City employees of the year were announced and included Firefighter of the Year Lt. David Everson, Police Officer of the Year Matthew Green and Employee of the Year Victor Dubose, with the sanitation department.
“This is the time for that extra degree and that extra percent of service. This is the time for that extra degree and that extra percent of cooperation. This is the time for that extra degree and that extra percent of attitude,” McBrayer said. “Just 1 percent, 1 degree, it’ll make a huge difference.”

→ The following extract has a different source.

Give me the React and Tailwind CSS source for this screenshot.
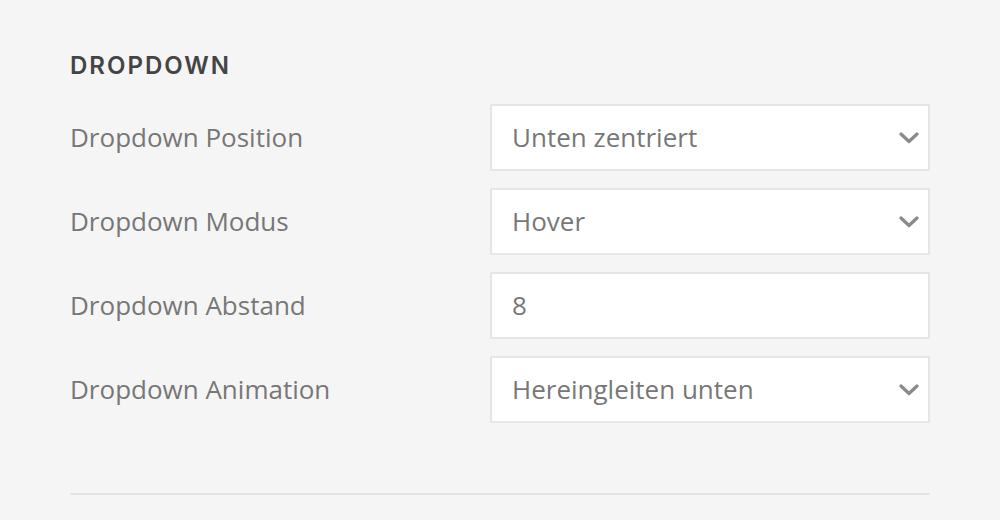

He took the time to recognize all who work closely with him and highlighted particular successes of first responders. The fire department clocked a 6-minute and 14-second average response time this year, with most of the calls arriving between 2 a.m. and 5 a.m.
The police department answered 39,395 calls this past year. In addition, arrests were up 33 percent; burglaries were down 20 percent; robberies were down 12 percent, for a decrease of 29 percent since 2015; rape was down 55 percent; and unlawful burglary of vehicles was down 14 percent compared to 2015.
“And that’s a direction I intend on us continuing,” McBrayer stated.
McBrayer also called attention to the success of the Homewood Public Library, which logged 1,294 programs attended by nearly 63,000 people this year.
The library received its second Gold Standard Award for Excellence.
“I believe it is the only library in the state to receive this award,” McBrayer said.
Library Director Deborah Fout was named the 2017 Imminent Librarian for the state of Alabama, the highest award a librarian can receive, according to McBrayer.
“It’s been said that the safest place for ships is in the harbor, but ships were made for sailing and so is Homewood,” McBrayer said. “And my prayer continues to be that God keeps a protective hedge around our city and that Homewood is safe and we continue to prosper.”